Why is it important? Children who have difficulty with ideation may have difficulty with creating motor plans or navigating their environment with purpose, therefore may wander around aimlessly (Case-Smith & O’Brien, 2015, p. 272). Ideation is a skill necessary for occupations across the lifetime, such as:
- Activities of daily living (functional mobility, dressing, grooming)
- Play and leisure activities (pretend play)
- Academic performance (interacting with peers, participating in play, crafts)
- Job performance
5 activities to try at home:
1. Asking “What if…?” questions.
Tip: Present various silly scenarios and see how your child responds!

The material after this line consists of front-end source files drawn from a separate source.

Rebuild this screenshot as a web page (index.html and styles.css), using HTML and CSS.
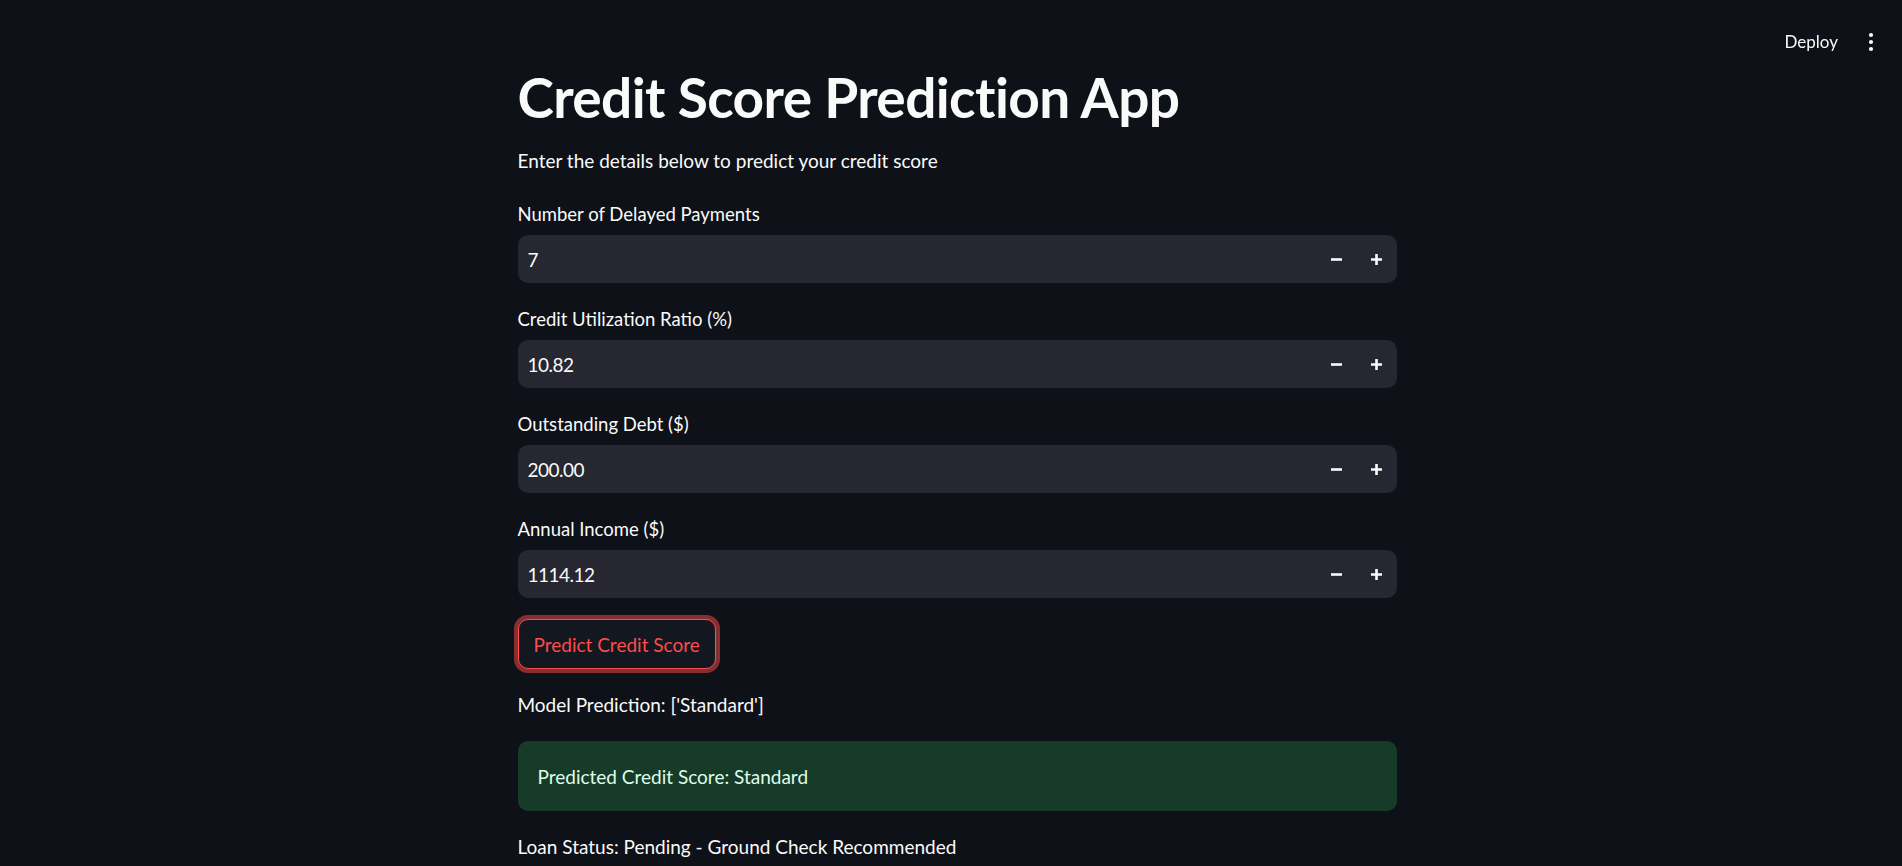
FILE: index.html
```html
<!DOCTYPE html>
<html lang="en">
<head>
<meta charset="utf-8">
<title>Credit Score Prediction App</title>
<link rel="stylesheet" href="styles.css">
</head>
<body>
<header class="topbar">
  <button class="deploy">Deploy</button>
  <button class="menu" aria-label="Main menu">
    <svg width="6" height="20" viewBox="0 0 6 20"><circle cx="3" cy="3" r="2.1" fill="currentColor"/><circle cx="3" cy="10" r="2.1" fill="currentColor"/><circle cx="3" cy="17" r="2.1" fill="currentColor"/></svg>
  </button>
</header>
<main class="main">
  <div class="block">
    <h1 class="title">Credit Score Prediction App</h1>
    <p class="text subtitle">Enter the details below to predict your credit score</p>

    <div class="field">
      <label class="field-label">Number of Delayed Payments</label>
      <div class="num-input">
        <span class="num-value">7</span>
        <div class="steppers">
          <button class="step"><svg width="11" height="11" viewBox="0 0 11 11"><path d="M0 5.5H11" stroke="currentColor" stroke-width="2.6"/></svg></button>
          <button class="step"><svg width="11" height="11" viewBox="0 0 11 11"><path d="M0 5.5H11M5.5 0V11" stroke="currentColor" stroke-width="2.6"/></svg></button>
        </div>
      </div>
    </div>

    <div class="field">
      <label class="field-label">Credit Utilization Ratio (%)</label>
      <div class="num-input">
        <span class="num-value">10.82</span>
        <div class="steppers">
          <button class="step"><svg width="11" height="11" viewBox="0 0 11 11"><path d="M0 5.5H11" stroke="currentColor" stroke-width="2.6"/></svg></button>
          <button class="step"><svg width="11" height="11" viewBox="0 0 11 11"><path d="M0 5.5H11M5.5 0V11" stroke="currentColor" stroke-width="2.6"/></svg></button>
        </div>
      </div>
    </div>

    <div class="field">
      <label class="field-label">Outstanding Debt ($)</label>
      <div class="num-input">
        <span class="num-value">200.00</span>
        <div class="steppers">
          <button class="step"><svg width="11" height="11" viewBox="0 0 11 11"><path d="M0 5.5H11" stroke="currentColor" stroke-width="2.6"/></svg></button>
          <button class="step"><svg width="11" height="11" viewBox="0 0 11 11"><path d="M0 5.5H11M5.5 0V11" stroke="currentColor" stroke-width="2.6"/></svg></button>
        </div>
      </div>
    </div>

    <div class="field">
      <label class="field-label">Annual Income ($)</label>
      <div class="num-input">
        <span class="num-value">1114.12</span>
        <div class="steppers">
          <button class="step"><svg width="11" height="11" viewBox="0 0 11 11"><path d="M0 5.5H11" stroke="currentColor" stroke-width="2.6"/></svg></button>
          <button class="step"><svg width="11" height="11" viewBox="0 0 11 11"><path d="M0 5.5H11M5.5 0V11" stroke="currentColor" stroke-width="2.6"/></svg></button>
        </div>
      </div>
    </div>

    <div class="btn-row">
      <button class="predict">Predict Credit Score</button>
    </div>

    <p class="text">Model Prediction: ['Standard']</p>

    <div class="alert-success">Predicted Credit Score: Standard</div>

    <p class="text">Loan Status: Pending - Ground Check Recommended</p>
  </div>
</main>
</body>
</html>
```

FILE: styles.css
```css
* { box-sizing: border-box; }

html, body {
  margin: 0;
  padding: 0;
  height: 100%;
}

body {
  background: #0e1117;
  color: #fafafa;
  font-family: Lato, "Noto Sans", sans-serif;
  overflow: hidden;
}

button {
  font-family: inherit;
  background: none;
  border: none;
  color: inherit;
  padding: 0;
  cursor: pointer;
}

.topbar {
  position: fixed;
  top: 0;
  left: 0;
  right: 0;
  height: 84px;
  display: flex;
  justify-content: flex-end;
  align-items: flex-start;
  padding: 30px 23px 0 0;
  gap: 25px;
}

.deploy {
  font-size: 17px;
  line-height: 24px;
  color: #fafafa;
}

.menu {
  width: 16px;
  height: 24px;
  display: flex;
  align-items: center;
  justify-content: center;
  color: #fafafa;
}

.main {
  display: flex;
  justify-content: center;
  padding-left: 12px;
}

.block {
  width: 879px;
  padding-top: 69px;
  display: flex;
  flex-direction: column;
  gap: 20px;
}

.title {
  margin: 0;
  font-size: 55px;
  line-height: 56px;
  font-weight: 700;
  letter-spacing: -0.6px;
}

.text {
  margin: 0;
  font-size: 19px;
  line-height: 32px;
}

.subtitle {
  margin-bottom: 1px;
}

.field {
  display: flex;
  flex-direction: column;
}

.field-label {
  height: 32px;
  margin-bottom: 5px;
  display: flex;
  align-items: center;
  font-size: 18.5px;
  color: #fafafa;
}

.num-input {
  height: 48px;
  background: #262730;
  border-radius: 10px;
  display: flex;
  align-items: center;
  justify-content: space-between;
  padding-left: 10px;
}

.num-value {
  font-size: 19px;
  letter-spacing: -0.5px;
  color: #fafafa;
}

.steppers {
  display: flex;
  height: 100%;
}

.step {
  width: 40px;
  height: 100%;
  display: flex;
  align-items: center;
  justify-content: center;
  color: #fafafa;
}

.btn-row {
  display: flex;
  margin-top: 1px;
}

.predict {
  height: 50px;
  padding: 0 15px;
  border: 1px solid #ff4b4b;
  border-radius: 10px;
  background: #131720;
  color: #ff4b4b;
  font-size: 19px;
  box-shadow: 0 0 0 4px rgba(255, 75, 75, 0.5);
}

.alert-success {
  height: 70px;
  display: flex;
  align-items: center;
  padding: 0 20px;
  border-radius: 10px;
  background: #173b29;
  color: #dffde9;
  font-size: 19px;
}
```
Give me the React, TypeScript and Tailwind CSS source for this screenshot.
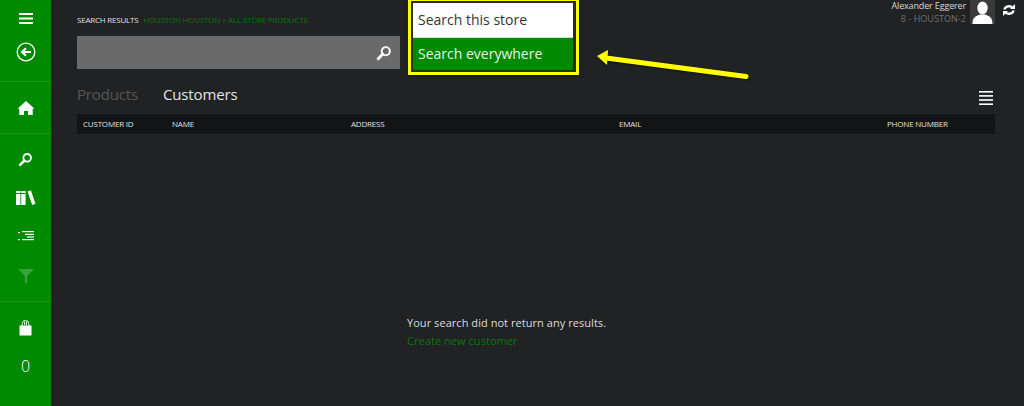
const font = { fontFamily: '"Open Sans", "Noto Sans", sans-serif' };

function Search({ size = 18 }: { size?: number }) {
  return (
    <svg width={size} height={size} viewBox="0 0 18 18" fill="none" stroke="white">
      <circle cx="11" cy="7" r="4.6" strokeWidth="2.2" />
      <path d="M7.5 10.5 L2.5 15.5" strokeWidth="3.2" strokeLinecap="round" />
    </svg>
  );
}

function Rail({ className, children }: { className: string; children: React.ReactNode }) {
  return <div className={`flex items-center justify-center ${className}`}>{children}</div>;
}

function Sidebar() {
  return (
    <div className="flex h-[406px] w-[51px] shrink-0 flex-col bg-[#008a00] text-white">
      <Rail className="h-[35px] pt-px">
        <svg width="14" height="11" viewBox="0 0 14 11" fill="white">
          <rect y="0" width="14" height="2" />
          <rect y="4.5" width="14" height="2" />
          <rect y="9" width="14" height="2" />
        </svg>
      </Rail>
      <Rail className="h-[47px] border-b border-[#1b961b] pb-[13px]">
        <svg width="20" height="20" viewBox="0 0 20 20" fill="none" stroke="white">
          <circle cx="10" cy="10" r="8.8" strokeWidth="1.3" />
          <path d="M15 10 H7 M10 6.2 L6 10 L10 13.8" strokeWidth="2.2" />
        </svg>
      </Rail>
      <Rail className="h-[52px] border-b border-[#1b961b]">
        <svg width="16" height="16" viewBox="0 0 16 16" fill="white">
          <path d="M8 1 L16 8.2 L14.7 9.3 L14.7 15 L10 15 L10 11 L6 11 L6 15 L1.3 15 L1.3 9.3 L0 8.2 Z" />
        </svg>
      </Rail>
      <Rail className="h-[49px] pt-[2px]">
        <Search size={15} />
      </Rail>
      <Rail className="h-[30px]">
        <svg width="20" height="16" viewBox="0 0 20 16" fill="white">
          <rect x="0" y="1" width="4.4" height="14" />
          <rect x="5.2" y="1" width="4.4" height="14" />
          <path d="M11.5 1.5 L14.8 0.3 L19.5 13.8 L16.2 15 Z" />
          <rect x="0" y="3" width="9.6" height="1" fill="#008a00" />
        </svg>
      </Rail>
      <Rail className="h-[46px]">
        <svg width="16" height="10" viewBox="0 0 16 10" fill="white">
          <rect x="0" y="1" width="2" height="1.2" />
          <rect x="0" y="8" width="2" height="1.2" />
          <rect x="4" y="0" width="12" height="1.2" />
          <rect x="7" y="2.8" width="9" height="1.2" />
          <rect x="9" y="5.4" width="7" height="1.2" />
          <rect x="4" y="8" width="12" height="1.2" />
        </svg>
      </Rail>
      <Rail className="h-[33px]">
        <svg width="16" height="14" viewBox="0 0 16 14" fill="#3aa23a">
          <path d="M0 0 H16 L9.2 7 V14 H6.8 V7 Z" />
        </svg>
      </Rail>
      <div className="h-[10px] border-b border-[#1b961b]" />
      <Rail className="h-[50px] pt-[1px]">
        <svg width="13" height="16" viewBox="0 0 13 16" fill="white">
          <path d="M0.5 5.5 H12.5 V15.5 H0.5 Z" />
          <path d="M3.2 6 V3.5 a3.3 3 0 0 1 6.6 0 V6 M5.5 5 V1.5 M7.5 5 V1.5" fill="none" stroke="white" strokeWidth="0.9" />
        </svg>
      </Rail>
      <Rail className="h-[28px] text-[16px] font-light">0</Rail>
    </div>
  );
}

const columns: [string, string][] = [
  ["CUSTOMER ID", "w-[89px]"],
  ["NAME", "w-[179px]"],
  ["ADDRESS", "w-[268px]"],
  ["EMAIL", "w-[268px]"],
  ["PHONE NUMBER", ""],
];

function Main() {
  return (
    <div className="relative flex h-[406px] flex-1 flex-col bg-[#212223] pl-[26px] pr-[29px]">
      <div className="absolute right-[58px] top-0 text-right text-[9px] leading-[12px]">
        <div className="tracking-[-0.15px] text-[#d8d8d8]">Alexander Eggerer</div>
        <div className="mt-[1px] tracking-[0.05px] text-[#6f6f6f]">8 - HOUSTON-2</div>
      </div>
      <div className="absolute right-[29px] top-0 flex h-[24px] w-[25px] items-end justify-center bg-[#3a3a3a]">
        <svg width="21" height="23" viewBox="0 0 21 23" fill="white">
          <ellipse cx="10.5" cy="7" rx="5.2" ry="6.5" />
          <path d="M0.5 23 C0.5 16 4 15 8 13.5 H13 C17 15 20.5 16 20.5 23 Z" />
        </svg>
      </div>
      <svg className="absolute right-[9px] top-[4px]" width="12" height="12" viewBox="0 0 12 12" fill="none" stroke="white" strokeWidth="2.4">
        <path d="M1.5 5.5 A4.5 4 0 0 1 9.5 3.8" />
        <path d="M10.5 6.5 A4.5 4 0 0 1 2.5 8.2" />
        <path d="M7 5 H12 V0 Z" fill="white" stroke="none" />
        <path d="M5 7 H0 V12 Z" fill="white" stroke="none" />
      </svg>

      <div className="mt-[14px] flex h-[11px] items-center text-[8px] leading-[11px] tracking-[-0.22px]">
        <span className="text-[#e0e0e0]">SEARCH RESULTS</span>
        <span className="ml-[5px] text-[#0c760c]">HOUSTON HOUSTON &gt; ALL STORE PRODUCTS</span>
      </div>
      <div className="mt-[11px] flex h-[33px] w-[323px] items-center justify-end bg-[#6a6a6b] pr-[8px]">
        <Search size={16} />
      </div>
      <div className="mt-[15px] flex h-[20px] items-center text-[15px] leading-[20px] tracking-[-0.15px]">
        <span className="w-[86px] text-[#555657]">Products</span>
        <span className="text-[#e4e4e4]">Customers</span>
      </div>
      <div className="flex h-[0px] justify-end pr-[2px]">
        <svg className="mt-[-13px] shrink-0" width="14" height="14" viewBox="0 0 14 14" fill="white">
          <rect y="0" width="14" height="1.6" />
          <rect y="4.1" width="14" height="1.6" />
          <rect y="8.2" width="14" height="1.6" />
          <rect y="12.4" width="14" height="1.6" />
        </svg>
      </div>
      <div className="mt-[10px] flex h-[20px] items-center bg-[#131415] pl-[6px] text-[8px] tracking-[-0.2px] text-[#e0e0e0]">
        {columns.map(([label, w]) => (
          <div key={label} className={w}>{label}</div>
        ))}
      </div>
      <div className="mt-[180px] pl-[330px] text-[11px] leading-[18px] tracking-[0.05px]">
        <div className="text-[#dcdcdc]">Your search did not return any results.</div>
        <div className="text-[#0c760c]">Create new customer</div>
      </div>

      <div className="absolute left-[357px] top-[-2px] w-[171px] border-[3px] border-[#ffff00] bg-[#2a2a2a] py-[1px] pl-[1px] pr-[2px] shadow-[1px_1px_2px_rgba(0,0,0,0.6)]">
        <div className="border border-[#2a2a2a] text-[14px]">
          <div className="flex h-[34px] items-center bg-white pb-[1px] pl-[5px] text-[#333333]">Search this store</div>
          <div className="flex h-[33px] items-center border-t border-[#cfe5cf] bg-[#008a00] pb-[1px] pl-[5px] text-[#e6f5e6]">Search everywhere</div>
        </div>
      </div>
      <svg className="absolute left-[545px] top-[48px] drop-shadow-[1px_1px_1px_rgba(0,0,0,0.6)]" width="160" height="40" viewBox="0 0 160 40" fill="none">
        <path d="M10 10 L150 28.5" stroke="#ffff00" strokeWidth="5" strokeLinecap="round" />
        <path d="M1 8 L12 2 L11 17 Z" fill="#ffff00" />
      </svg>
    </div>
  );
}

export default function App() {
  return (
    <div className="flex h-[406px] w-[1024px] overflow-hidden" style={font}>
      <Sidebar />
      <Main />
    </div>
  );
}
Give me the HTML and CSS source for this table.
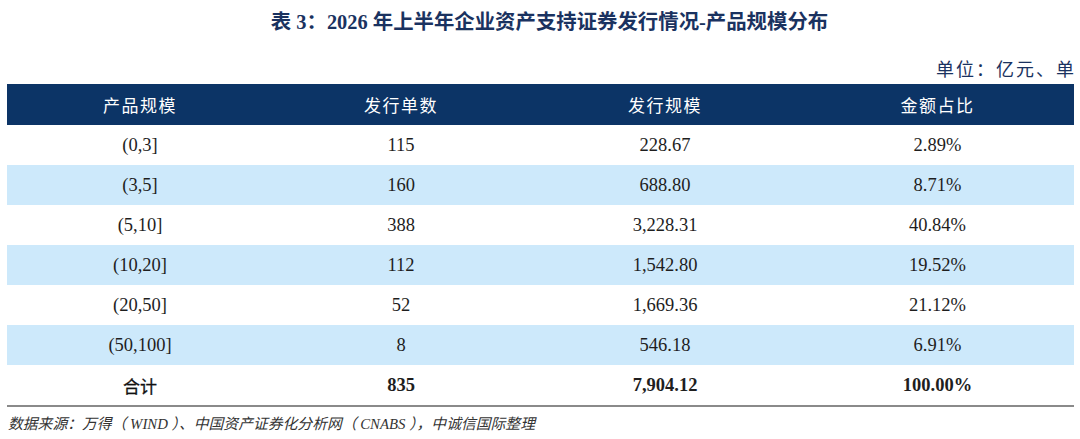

2. Presenting the child with a “design challenge”.
Tip: For example, ask the child to create something tall and see what they come up with!
3. Play a game they enjoy, but ask them to change one thing about it.
Tip: For example, play tag but change one rule (i.e. each time someone gets tagged they have to act like an animal when they are chasing others [hopping like a frog]).
4. Creating their own craft.
Tip: Provide the child with various materials and ask them to create something with them!
5. Adding a new component to a preferred toy.
Tip: For example, if your child prefers playing with play-doh, introduce a new toy with it such as dinosaurs or figurines to facilitate pretend play (i.e. making play-doh beds for dinosaurs to sleep in, etc.).
American Occupational Therapy Association. (2014). Occupational therapy practice framework: Domain and process (3rd ed.). American Journal of Occupational Therapy, 68(Suppl. 1), S1-S48.
Case-Smith, J., & O’Brien, J. (2015). Occupational therapy for children and adolescents (7th ed.). St. Louis, MO: Elsevier Mosby, Inc.